The bank, founded in 1996 by followers of a Muslim cleric who lives in Pennsylvania, is one of two listed Islamic lenders in Turkey. Shareholders own 52.7 percent of Bank Asya, the only Turkish lender where they have a controlling interest.
The bank benefited from the boom in what has been one of the world’s fastest-growing economies in the last decade. In the last few years it has racked up losses on loans and more recently came under attack from the government for its alleged ties to Gulen, a former ally of the ruling Justice and Development party.
The bank has a non-performing loan ratio of 9.83 percent which compares with 2.7 percent in the sector as a whole, it said on a second-quarter earnings conference call. Its stock has plunged 14.5 percent this year, compared with a 20.2 percent gain in the banking index as a whole.
In March, Bank Asya announced that it was in exclusive talks for a takeover with Qatar Islamic Bank SAQ - an arrangement that ended last week. Bank Asya said the talks were terminated to allow it to meet with other potential local partners. On an earnings call this week, chief executive officer Ahmet Beyaz confirmed that state-owned TC Ziraat Bankasi AS was interested in acquiring the lender.
Earlier this year, companies including Turkish Airlines, which is 49 percent state-owned, withdrew deposits amid government criticism of the company. Prime Minister Recep Tayyip Erdogan accuses of Gulen instigating a corruption investigation that implicated members of his government late last year.
Erdogan, who moves to the presidency at the end of the month after winning a majority in elections last weekend, has said that he is determined to “purge” Gulen’s followers from positions of public influence. The trading halt follows a spate of regulatory action against the bank, including the suspension of its right to collect tax on behalf of the state.
Deputy Prime Minister Ali Babacan, responsible for banking and the Treasury, said Aug. 6 that the government would welcome the purchase of Asya by Ziraat. His comments, made while Asya was still in the exclusive arrangement with QIB, were later contradicted by Yigit Bulut, the prime minister’s chief economic adviser, who spoke on the Sky360 news channel.

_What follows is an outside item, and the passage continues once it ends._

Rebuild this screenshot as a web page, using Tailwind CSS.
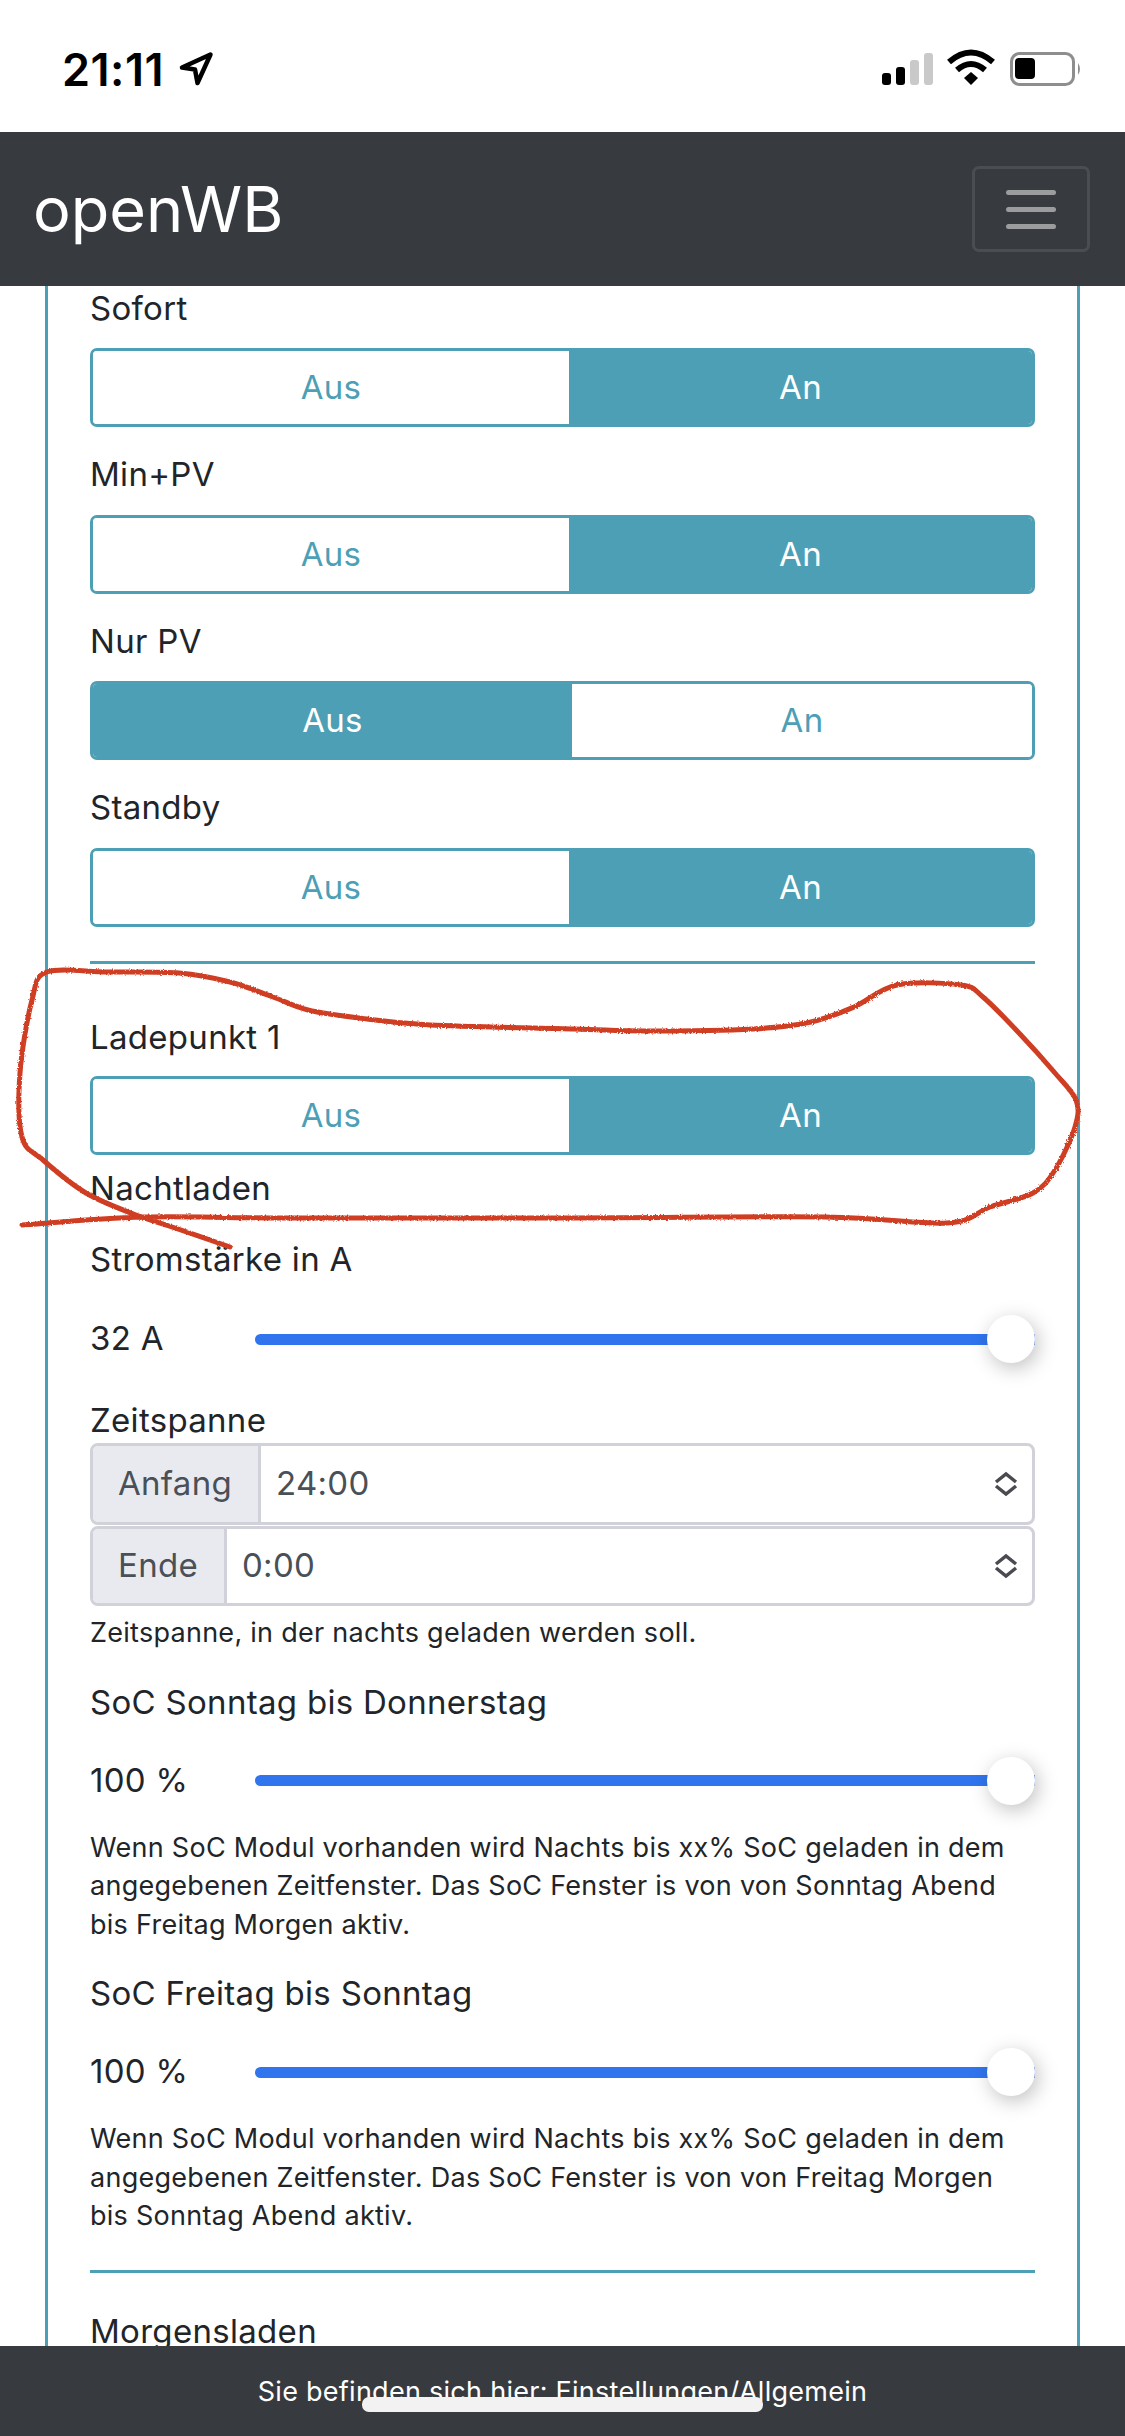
<!DOCTYPE html>
<html lang="de">
<head>
  <meta charset="UTF-8" />
  <title>openWB</title>
  <script src="https://cdn.jsdelivr.net/npm/@tailwindcss/browser@4"></script>
</head>
<body class="bg-white">
  <div class="relative w-[1125px] h-[2436px] overflow-hidden flex flex-col font-['Inter',sans-serif] text-[33px] tracking-[0.3px] text-[#212529]">

    <!-- Status bar -->
    <div class="h-[132px] shrink-0 flex justify-between bg-white text-black">
      <div class="flex items-center h-[138px] pl-[62px] gap-[14px]">
        <span class="text-[45px] font-semibold leading-none tracking-[0.5px]">21:11</span>
        <svg width="36" height="36" viewBox="0 0 36 36" fill="none" stroke="#000" stroke-width="4.5" stroke-linejoin="round"><path d="M32.5 3.5 L4 16.5 L17 18.5 L19.5 32 Z" /></svg>
      </div>
      <svg class="mr-[43px]" width="203" height="132" viewBox="879 0 203 132">
        <rect x="882" y="73" width="9" height="12" rx="3" fill="#000" />
        <rect x="896" y="67" width="9" height="18" rx="3" fill="#000" />
        <rect x="910" y="60" width="9" height="25" rx="3" fill="#c9c9c9" />
        <rect x="924" y="53" width="9" height="32" rx="3" fill="#c9c9c9" />
        <path d="M949 62 Q971 43 993 62" fill="none" stroke="#000" stroke-width="6" />
        <path d="M957 70 Q971 58 985 70" fill="none" stroke="#000" stroke-width="6" />
        <path d="M964 78 L971 72 L978 78 L971 85 Z" fill="#000" />
        <rect x="1011.5" y="53.5" width="62" height="31" rx="8" fill="none" stroke="#8e8e8e" stroke-width="3" />
        <rect x="1015" y="58" width="20" height="21" rx="4" fill="#000" />
        <path d="M1078 63 Q1082 69 1078 75 Z" fill="#8e8e8e" />
      </svg>
    </div>

    <!-- Navbar -->
    <nav class="h-[154px] shrink-0 bg-[#373b3f] flex items-center justify-between pl-[33px] pr-[35px] z-10">
      <span class="text-white text-[63px] leading-none tracking-normal">openWB</span>
      <div class="w-[118px] h-[86px] border-[3px] border-[#4a4e52] rounded-[7px] flex flex-col items-center justify-center gap-[12px]">
        <div class="w-[50px] h-[5px] rounded-full bg-[#9a9c9e]"></div>
        <div class="w-[50px] h-[5px] rounded-full bg-[#9a9c9e]"></div>
        <div class="w-[50px] h-[5px] rounded-full bg-[#9a9c9e]"></div>
      </div>
    </nav>

    <!-- Content -->
    <main class="flex-1 min-h-0 overflow-hidden">
      <div class="mx-[45px] px-[42px] border-x-[3px] border-[#4c9fb5] h-[2100px]">
        <div class="h-[50px] leading-[50px] -mt-[3px]">Sofort</div>
        <div class="h-[79px] mt-[15px] flex border-[3px] border-[#4c9fb5] rounded-[7px] overflow-hidden">
          <div class="w-[476px] flex items-center justify-center text-[#4c9fb5] bg-white">Aus</div>
          <div class="flex-1 flex items-center justify-center text-white bg-[#4c9fb5]">An</div>
        </div>

        <div class="h-[50px] leading-[50px] mt-[22px]">Min+PV</div>
        <div class="h-[79px] mt-[16px] flex border-[3px] border-[#4c9fb5] rounded-[7px] overflow-hidden">
          <div class="w-[476px] flex items-center justify-center text-[#4c9fb5] bg-white">Aus</div>
          <div class="flex-1 flex items-center justify-center text-white bg-[#4c9fb5]">An</div>
        </div>

        <div class="h-[50px] leading-[50px] mt-[22px]">Nur PV</div>
        <div class="h-[79px] mt-[15px] flex border-[3px] border-[#4c9fb5] rounded-[7px] overflow-hidden">
          <div class="w-[479px] flex items-center justify-center text-white bg-[#4c9fb5]">Aus</div>
          <div class="flex-1 flex items-center justify-center text-[#4c9fb5] bg-white">An</div>
        </div>

        <div class="h-[50px] leading-[50px] mt-[22px]">Standby</div>
        <div class="h-[79px] mt-[16px] flex border-[3px] border-[#4c9fb5] rounded-[7px] overflow-hidden">
          <div class="w-[476px] flex items-center justify-center text-[#4c9fb5] bg-white">Aus</div>
          <div class="flex-1 flex items-center justify-center text-white bg-[#4c9fb5]">An</div>
        </div>

        <div class="h-[3px] mt-[34px] bg-[#4c9fb5]"></div>

        <div class="h-[50px] leading-[50px] mt-[48px]">Ladepunkt 1</div>
        <div class="h-[79px] mt-[14px] flex border-[3px] border-[#4c9fb5] rounded-[7px] overflow-hidden">
          <div class="w-[476px] flex items-center justify-center text-[#4c9fb5] bg-white">Aus</div>
          <div class="flex-1 flex items-center justify-center text-white bg-[#4c9fb5]">An</div>
        </div>

        <div class="h-[50px] leading-[50px] mt-[8px]">Nachtladen</div>
        <div class="h-[50px] leading-[50px] mt-[21px]">Stromstärke in A</div>

        <div class="h-[50px] mt-[30px] flex items-center">
          <span class="w-[165px] shrink-0">32 A</span>
          <div class="flex-1 h-[11px] rounded-l-full bg-[#3075ee] flex items-center justify-end">
            <div class="w-[48px] h-[48px] shrink-0 rounded-full bg-white shadow-[3px_5px_20px_rgba(0,0,0,0.25)]"></div>
          </div>
        </div>

        <div class="h-[50px] leading-[50px] mt-[31px]">Zeitspanne</div>
        <div class="h-[82px] -mt-[2px] flex border-[3px] border-[#d0d1d9] rounded-[8px] overflow-hidden">
          <div class="w-[168px] shrink-0 flex items-center pl-[25px] bg-[#e9eaef] border-r-[3px] border-[#d0d1d9] text-[#495057]">Anfang</div>
          <div class="flex-1 flex items-center justify-between pl-[15px] pr-[14px] text-[#495057]">24:00
            <svg width="24" height="26" viewBox="0 0 24 26" fill="none" stroke="#4a4a50" stroke-width="3.5"><path d="M2 11 L12 3 L22 11" /><path d="M2 15 L12 23 L22 15" /></svg>
          </div>
        </div>
        <div class="h-[80px] mt-[1px] flex border-[3px] border-[#d0d1d9] rounded-[8px] overflow-hidden">
          <div class="w-[134px] shrink-0 flex items-center pl-[25px] bg-[#e9eaef] border-r-[3px] border-[#d0d1d9] text-[#495057]">Ende</div>
          <div class="flex-1 flex items-center justify-between pl-[15px] pr-[14px] text-[#495057]">0:00
            <svg width="24" height="26" viewBox="0 0 24 26" fill="none" stroke="#4a4a50" stroke-width="3.5"><path d="M2 11 L12 3 L22 11" /><path d="M2 15 L12 23 L22 15" /></svg>
          </div>
        </div>
        <p class="text-[27px] tracking-[0.27px] leading-[38.5px] mt-[8px]">Zeitspanne, in der nachts geladen werden soll.</p>

        <div class="h-[50px] leading-[50px] mt-[24px]">SoC Sonntag bis Donnerstag</div>
        <div class="h-[50px] mt-[29px] flex items-center">
          <span class="w-[165px] shrink-0">100 %</span>
          <div class="flex-1 h-[11px] rounded-l-full bg-[#3075ee] flex items-center justify-end">
            <div class="w-[48px] h-[48px] shrink-0 rounded-full bg-white shadow-[3px_5px_20px_rgba(0,0,0,0.25)]"></div>
          </div>
        </div>
        <p class="text-[27px] tracking-[0.27px] leading-[38.5px] mt-[23px] whitespace-nowrap">Wenn SoC Modul vorhanden wird Nachts bis xx% SoC geladen in dem<br />angegebenen Zeitfenster. Das SoC Fenster is von von Sonntag Abend<br />bis Freitag Morgen aktiv.</p>

        <div class="h-[50px] leading-[50px] mt-[24px]">SoC Freitag bis Sonntag</div>
        <div class="h-[50px] mt-[29px] flex items-center">
          <span class="w-[165px] shrink-0">100 %</span>
          <div class="flex-1 h-[11px] rounded-l-full bg-[#3075ee] flex items-center justify-end">
            <div class="w-[48px] h-[48px] shrink-0 rounded-full bg-white shadow-[3px_5px_20px_rgba(0,0,0,0.25)]"></div>
          </div>
        </div>
        <p class="text-[27px] tracking-[0.27px] leading-[38.5px] mt-[23px] whitespace-nowrap">Wenn SoC Modul vorhanden wird Nachts bis xx% SoC geladen in dem<br />angegebenen Zeitfenster. Das SoC Fenster is von von Freitag Morgen<br />bis Sonntag Abend aktiv.</p>

        <div class="h-[3px] mt-[34px] bg-[#4c9fb5]"></div>
        <div class="h-[50px] leading-[50px] mt-[33px]">Morgensladen</div>
      </div>
    </main>

    <!-- Footer -->
    <footer class="h-[90px] shrink-0 bg-[#373b3f] flex items-center justify-center text-[27px] tracking-[0.27px] text-white pt-[2px] z-10">Sie befinden sich hier: Einstellungen/Allgemein</footer>

    <!-- Home indicator, over the footer -->
    <div class="absolute left-[362px] top-[2397px] w-[401px] h-[15px] rounded-[7px] bg-[#f2f2f3] z-20"></div>

    <!-- Red marker scribble drawn over the screenshot -->
    <svg class="absolute inset-0 z-20 pointer-events-none" width="1125" height="2436" viewBox="0 0 1125 2436" fill="none" stroke="#cf3d22" stroke-width="5" stroke-linecap="round" stroke-linejoin="round">
      <filter id="rough"><feTurbulence type="fractalNoise" baseFrequency="0.6" numOctaves="2" /><feDisplacementMap in="SourceGraphic" scale="3" /></filter>
      <path id="scribble" filter="url(#rough)" />
    </svg>
  </div>

  <script>
    // marker line, traced from the screenshot, smoothed with catmull-rom
    const pts = [[230,1247],[172,1227],[136,1215],[86,1193],[43,1160],[22,1137],[20,1073],[32,1000],[47,972],[108,972],[179,973],[230,982],[273,997],[308,1010],[359,1018],[430,1025],[574,1029],[646,1031],[753,1029],[811,1022],[854,1007],[897,985],[961,985],[983,997],[1019,1033],[1055,1073],[1076,1100],[1075,1127],[1055,1170],[1033,1193],[990,1207],[947,1223],[825,1217],[574,1218],[287,1218],[143,1217],[22,1225]];
    let d = `M${pts[0][0]} ${pts[0][1]}`;
    for (let i = 0; i < pts.length - 1; i++) {
      const p0 = pts[Math.max(i - 1, 0)], p1 = pts[i], p2 = pts[i + 1], p3 = pts[Math.min(i + 2, pts.length - 1)];
      d += ` C${p1[0] + (p2[0] - p0[0]) / 6} ${p1[1] + (p2[1] - p0[1]) / 6} ${p2[0] - (p3[0] - p1[0]) / 6} ${p2[1] - (p3[1] - p1[1]) / 6} ${p2[0]} ${p2[1]}`;
    }
    document.getElementById('scribble').setAttribute('d', d);
  </script>
</body>
</html>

The shares surged 8.3 percent on Babacan’s comments, before falling as much as as 9.2 percent the next day on Bulut’s and last traded at 1.24 lira.
Borsa Istanbul’s statement said that changes related to partnership and management were not being announced “clearly and openly.” Calls to Bank Asya were not immediately returned.
“In recent history, typically once a company said that they had no undisclosed information to the public, trading resumed without a long break,” said BGC’s Dogan. “I feel like Bank Asya made the necessary announcements.”
Deutsche Bank AG’s Hilal Varol suspended coverage of the bank today, joining eight analysts surveyed by Bloomberg who have halted their coverage since May. Nine other rate it ’hold,’ while two analysts say buy.